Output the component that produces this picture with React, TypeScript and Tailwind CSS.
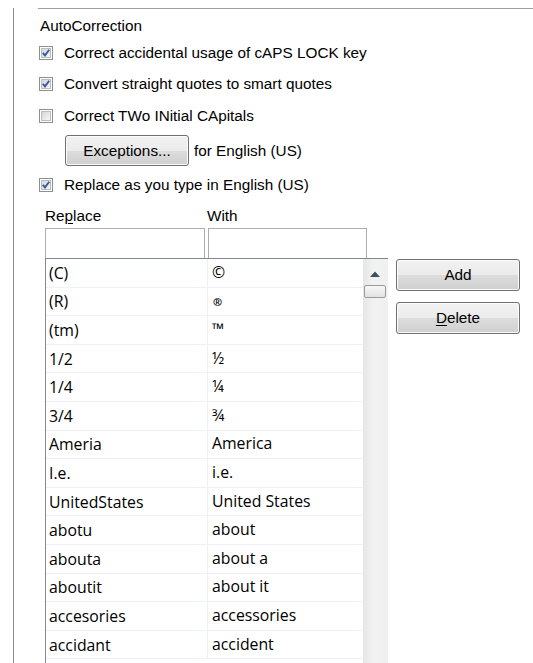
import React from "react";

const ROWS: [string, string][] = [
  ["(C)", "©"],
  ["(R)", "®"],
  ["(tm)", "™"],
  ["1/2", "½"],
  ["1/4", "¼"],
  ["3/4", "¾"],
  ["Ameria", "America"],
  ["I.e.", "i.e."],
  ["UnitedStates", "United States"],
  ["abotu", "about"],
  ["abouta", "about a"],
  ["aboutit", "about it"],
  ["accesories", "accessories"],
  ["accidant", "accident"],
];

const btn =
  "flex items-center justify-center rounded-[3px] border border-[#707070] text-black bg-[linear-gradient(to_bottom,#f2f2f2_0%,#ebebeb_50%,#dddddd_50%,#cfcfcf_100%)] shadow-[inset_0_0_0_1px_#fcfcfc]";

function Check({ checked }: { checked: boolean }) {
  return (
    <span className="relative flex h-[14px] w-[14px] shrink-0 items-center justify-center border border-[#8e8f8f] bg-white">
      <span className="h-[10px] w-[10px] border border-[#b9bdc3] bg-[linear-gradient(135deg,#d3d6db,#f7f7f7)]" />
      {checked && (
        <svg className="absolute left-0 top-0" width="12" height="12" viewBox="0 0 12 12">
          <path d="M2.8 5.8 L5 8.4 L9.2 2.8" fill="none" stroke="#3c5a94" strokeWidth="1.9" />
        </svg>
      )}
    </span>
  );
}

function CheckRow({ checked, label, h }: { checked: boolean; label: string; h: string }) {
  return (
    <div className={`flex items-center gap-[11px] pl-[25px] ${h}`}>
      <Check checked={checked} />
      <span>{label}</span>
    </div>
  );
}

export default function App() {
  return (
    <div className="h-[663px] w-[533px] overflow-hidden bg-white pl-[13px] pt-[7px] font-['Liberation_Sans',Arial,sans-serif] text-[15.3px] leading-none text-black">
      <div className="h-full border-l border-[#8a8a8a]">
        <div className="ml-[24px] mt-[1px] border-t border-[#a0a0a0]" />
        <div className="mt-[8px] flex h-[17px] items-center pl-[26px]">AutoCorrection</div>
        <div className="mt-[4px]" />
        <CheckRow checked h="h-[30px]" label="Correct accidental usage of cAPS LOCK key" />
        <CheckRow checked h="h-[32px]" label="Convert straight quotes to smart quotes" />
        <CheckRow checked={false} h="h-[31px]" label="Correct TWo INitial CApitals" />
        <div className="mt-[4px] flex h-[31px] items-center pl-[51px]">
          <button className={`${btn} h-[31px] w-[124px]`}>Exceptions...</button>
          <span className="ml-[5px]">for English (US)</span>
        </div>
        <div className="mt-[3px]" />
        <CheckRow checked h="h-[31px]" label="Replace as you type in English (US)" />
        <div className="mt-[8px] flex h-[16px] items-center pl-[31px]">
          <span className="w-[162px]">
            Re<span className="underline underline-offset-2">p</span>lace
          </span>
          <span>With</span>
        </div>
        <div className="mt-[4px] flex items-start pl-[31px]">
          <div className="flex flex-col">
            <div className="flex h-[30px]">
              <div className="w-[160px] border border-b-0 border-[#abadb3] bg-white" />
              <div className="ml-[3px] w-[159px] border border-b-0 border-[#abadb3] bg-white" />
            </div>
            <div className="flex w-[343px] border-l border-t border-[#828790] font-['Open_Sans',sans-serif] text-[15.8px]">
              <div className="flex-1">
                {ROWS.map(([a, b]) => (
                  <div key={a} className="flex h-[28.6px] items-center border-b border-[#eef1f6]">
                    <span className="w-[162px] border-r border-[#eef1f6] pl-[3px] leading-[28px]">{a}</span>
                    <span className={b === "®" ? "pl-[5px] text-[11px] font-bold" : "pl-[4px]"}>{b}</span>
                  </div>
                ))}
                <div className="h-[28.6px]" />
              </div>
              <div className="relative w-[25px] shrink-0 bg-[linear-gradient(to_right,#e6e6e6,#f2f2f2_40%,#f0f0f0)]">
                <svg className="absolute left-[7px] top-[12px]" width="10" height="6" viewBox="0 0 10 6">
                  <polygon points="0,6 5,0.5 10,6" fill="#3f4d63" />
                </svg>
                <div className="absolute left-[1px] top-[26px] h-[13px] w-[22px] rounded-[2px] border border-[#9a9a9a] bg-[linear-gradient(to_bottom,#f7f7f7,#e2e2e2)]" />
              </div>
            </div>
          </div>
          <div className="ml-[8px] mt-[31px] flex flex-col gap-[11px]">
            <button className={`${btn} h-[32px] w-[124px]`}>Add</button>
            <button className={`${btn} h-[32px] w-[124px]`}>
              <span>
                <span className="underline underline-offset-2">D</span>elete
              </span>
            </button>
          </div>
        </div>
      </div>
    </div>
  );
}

* * *

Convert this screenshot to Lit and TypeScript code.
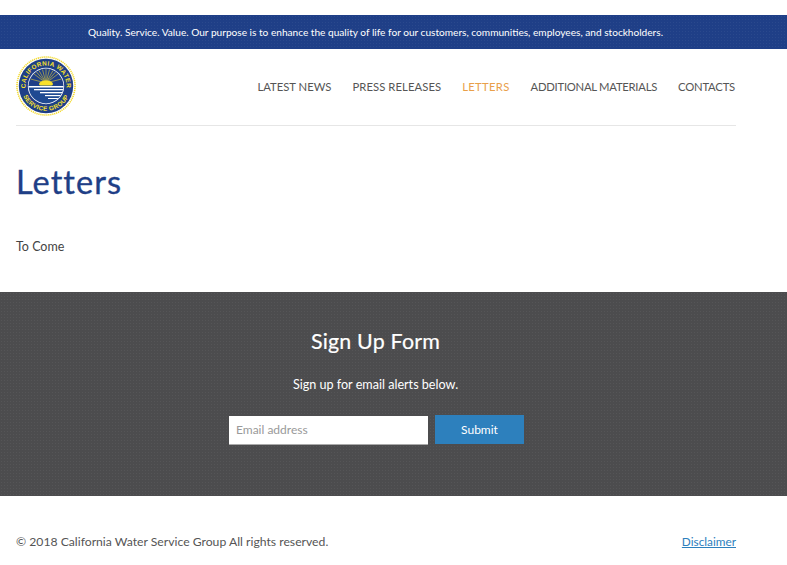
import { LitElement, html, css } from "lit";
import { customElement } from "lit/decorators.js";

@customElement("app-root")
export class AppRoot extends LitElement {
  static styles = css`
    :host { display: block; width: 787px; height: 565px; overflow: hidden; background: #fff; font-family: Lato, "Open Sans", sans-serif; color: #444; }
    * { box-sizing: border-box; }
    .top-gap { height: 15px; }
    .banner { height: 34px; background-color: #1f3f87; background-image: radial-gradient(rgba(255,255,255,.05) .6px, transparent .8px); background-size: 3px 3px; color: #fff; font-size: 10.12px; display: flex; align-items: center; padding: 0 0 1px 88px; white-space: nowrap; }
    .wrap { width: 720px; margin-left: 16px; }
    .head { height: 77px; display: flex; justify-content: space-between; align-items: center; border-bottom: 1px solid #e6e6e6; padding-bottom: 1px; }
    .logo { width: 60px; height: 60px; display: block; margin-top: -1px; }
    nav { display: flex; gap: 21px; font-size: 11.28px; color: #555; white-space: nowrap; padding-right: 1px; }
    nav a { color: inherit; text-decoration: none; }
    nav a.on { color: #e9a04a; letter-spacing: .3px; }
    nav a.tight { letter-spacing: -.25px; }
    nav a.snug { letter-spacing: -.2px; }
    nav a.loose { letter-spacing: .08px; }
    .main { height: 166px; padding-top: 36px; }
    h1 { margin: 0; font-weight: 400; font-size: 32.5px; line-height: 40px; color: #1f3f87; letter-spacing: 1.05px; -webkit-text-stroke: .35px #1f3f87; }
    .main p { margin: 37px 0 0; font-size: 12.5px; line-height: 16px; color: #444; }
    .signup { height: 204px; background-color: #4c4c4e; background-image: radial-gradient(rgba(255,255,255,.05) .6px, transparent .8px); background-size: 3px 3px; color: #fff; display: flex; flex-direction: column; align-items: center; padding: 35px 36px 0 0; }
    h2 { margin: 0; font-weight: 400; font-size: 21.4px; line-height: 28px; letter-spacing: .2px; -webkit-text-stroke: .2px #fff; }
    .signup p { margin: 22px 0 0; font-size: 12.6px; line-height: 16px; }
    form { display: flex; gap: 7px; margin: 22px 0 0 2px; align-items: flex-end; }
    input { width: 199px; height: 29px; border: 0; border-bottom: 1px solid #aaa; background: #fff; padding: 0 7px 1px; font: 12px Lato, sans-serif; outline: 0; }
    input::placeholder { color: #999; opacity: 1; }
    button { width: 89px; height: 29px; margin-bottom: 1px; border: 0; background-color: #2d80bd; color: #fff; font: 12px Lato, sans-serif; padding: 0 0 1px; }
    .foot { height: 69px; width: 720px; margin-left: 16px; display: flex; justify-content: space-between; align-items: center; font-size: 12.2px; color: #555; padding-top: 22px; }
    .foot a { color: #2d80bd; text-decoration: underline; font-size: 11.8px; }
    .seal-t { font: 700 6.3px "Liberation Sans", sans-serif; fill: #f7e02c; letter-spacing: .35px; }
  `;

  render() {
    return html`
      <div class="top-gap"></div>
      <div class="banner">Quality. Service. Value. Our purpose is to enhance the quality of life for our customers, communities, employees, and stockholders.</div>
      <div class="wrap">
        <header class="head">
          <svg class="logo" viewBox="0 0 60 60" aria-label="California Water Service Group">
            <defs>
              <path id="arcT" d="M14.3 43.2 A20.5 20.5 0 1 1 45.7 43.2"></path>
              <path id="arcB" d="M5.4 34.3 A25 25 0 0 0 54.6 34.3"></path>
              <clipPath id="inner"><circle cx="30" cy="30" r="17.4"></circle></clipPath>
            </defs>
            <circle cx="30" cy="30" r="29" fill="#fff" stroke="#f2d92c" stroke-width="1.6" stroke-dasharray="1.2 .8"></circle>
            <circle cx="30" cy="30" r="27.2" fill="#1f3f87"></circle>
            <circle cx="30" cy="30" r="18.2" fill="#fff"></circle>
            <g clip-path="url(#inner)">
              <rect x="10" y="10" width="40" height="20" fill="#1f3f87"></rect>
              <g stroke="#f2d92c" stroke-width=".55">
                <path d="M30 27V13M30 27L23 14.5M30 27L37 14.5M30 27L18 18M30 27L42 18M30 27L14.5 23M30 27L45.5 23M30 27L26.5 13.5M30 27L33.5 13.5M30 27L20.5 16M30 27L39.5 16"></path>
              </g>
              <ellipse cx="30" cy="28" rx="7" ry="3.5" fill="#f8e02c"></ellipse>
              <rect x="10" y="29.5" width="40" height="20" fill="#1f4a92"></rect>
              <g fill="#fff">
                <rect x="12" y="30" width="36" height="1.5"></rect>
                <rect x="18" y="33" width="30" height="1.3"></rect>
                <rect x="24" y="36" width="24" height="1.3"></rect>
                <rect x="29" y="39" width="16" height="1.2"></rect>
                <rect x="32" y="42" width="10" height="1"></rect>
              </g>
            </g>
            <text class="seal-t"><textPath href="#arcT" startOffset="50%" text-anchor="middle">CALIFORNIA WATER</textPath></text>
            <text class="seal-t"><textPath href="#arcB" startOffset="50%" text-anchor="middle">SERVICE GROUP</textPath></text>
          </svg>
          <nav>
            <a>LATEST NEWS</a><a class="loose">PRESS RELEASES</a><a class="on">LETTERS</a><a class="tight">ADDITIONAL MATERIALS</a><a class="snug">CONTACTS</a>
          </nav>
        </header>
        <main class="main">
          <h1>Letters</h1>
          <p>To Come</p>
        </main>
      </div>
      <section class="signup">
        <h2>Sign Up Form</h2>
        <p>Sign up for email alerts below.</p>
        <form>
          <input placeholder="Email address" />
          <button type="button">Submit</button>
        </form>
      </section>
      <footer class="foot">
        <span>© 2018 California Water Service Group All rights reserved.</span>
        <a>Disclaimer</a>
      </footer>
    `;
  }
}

WHAT TO DO:
Omit all pictures and repeat exactly the lines from the one containing "Output the component" through the one containing "import React from", ends included, with nothing added.

THE SOLUTION:
Output the component that produces this picture with React, TypeScript and Tailwind CSS.
import React from "react";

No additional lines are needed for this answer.